Maria Serena Mazzi aveva pubblicato nel 1991 un libro molto ricco sull’argomento, più ricco di quanto dicesse il titolo Prostitute e lenoni nella Firenze del Quattrocento, perché in realtà molte pagine erano dedicate ai costumi sessuali dei fiorentini per come si potevano dedurre dai documenti d’archivio e dagli scritti dei predicatori. A sua volta, il discorso sui costumi sessuali sconfinava in quello sui sentimenti e sulle passioni, sicché il libro finiva per dare al lettore molto di più di ciò che il suo titolo così modesto prometteva: una visione originale della vita amorosa e sessuale nell’Italia del tardo Medioevo e della prima età moderna. 
Ora La mala vita riprende la seconda parte di quel libro – quella relativa appunto alla prostituzione – e ne riarticola il contenuto, come usa adesso, in forma narrativa, anche a beneficio di un pubblico di non specialisti, e più celermente (Prostitute e lenoni aveva più di 400 pagine, La mala vita ne ha 180). Entro questi limiti, si tratta di un libro riuscito: pieno di informazioni interessanti, sicuro nella mappatura del fenomeno nello spazio e nel tempo (il libro del 1991 faceva centro su Firenze, qui l’ottica diventa europea, e l’arco cronologico si amplia, dal Due al Cinquecento) e, che non guasta, di lettura molto piacevole. Anche per colpa di stuoli di poeti idealizzanti, dallo stilnovo in poi, il lettore italiano, lo scolaro italiano, ha spesso una visione un po’ falsata delle relazioni tra i sessi nel passato, remoto e prossimo (la storia dei costumi e delle passioni si fa nell’ora di Lettere, non in quella di Storia, purtroppo), e questo libro è un utilissimo contravveleno. 

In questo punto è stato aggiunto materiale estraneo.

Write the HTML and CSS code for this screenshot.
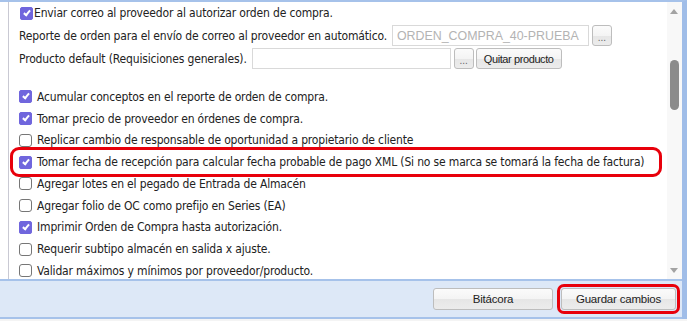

Le dimensioni ridotte e il taglio divulgativo costringono però a qualche compromesso spiacevole. In molti casi non vengono indicate le fonti («... i ghiottoncelli rubaldi; e quest’ultima definizione, che si incontra in alcune carte dell’epoca»: dove? In quali carte?); in altri, al posto del rinvio alla fonte c’è un’indicazione generica («In alcuni paesi, per esempio, non era ritenuto reato violentare una donna pubblica»: in quali?), o una plausibile, ma congetturale, generalizzazione («Vuoi per non mettersi negli impicci con una denuncia (…), vuoi per una certa dose di tolleranza o per non rischiare litigi e magari ritorsioni, in generale si era inclini al silenzio»). E spesso la suddetta scarsità e reticenza delle fonti porta a ricostruzioni un po’ romanzate, in cui la storica-narratrice non solo interpreta ma integra, colora, per esempio speculando sulle intenzioni dei suoi, diciamo, personaggi: «Mogli abbandonate senza risorse dal marito (…) ricorrevano all’espediente di vendere il proprio corpo per una soluzione rapida e immediata al problema della sopravvivenza, senza credere del tutto che in quella nuova esistenza sarebbero sprofondate fino a perdere di vista un’alternativa» (corsivo mio). Infine, le (giuste) rivendicazioni dell’anno 2018 sembrano aver stinto qua e là sull’argomentazione, con esiti non felici: «Nella meretrice l’uomo, il marito, il legislatore, l’ecclesiastico, il potente e l’umile vedono specchiarsi la propria lussuria, la debolezza della propria carne, la materia stessa dei propri istinti. Godono del suo corpo quando vogliono e come vogliono, sanno che sarà disponibile ad ogni comando e ad ogni richiesta, docile, compiacente; per un’ora o per una notte è stata comprata (…), un corpo contaminato dall’uso di troppi uomini, un corpo da distinguere e da segnalare all’attenzione di tutti…». Narrare, d’accordo; narrare da indignati direi di no.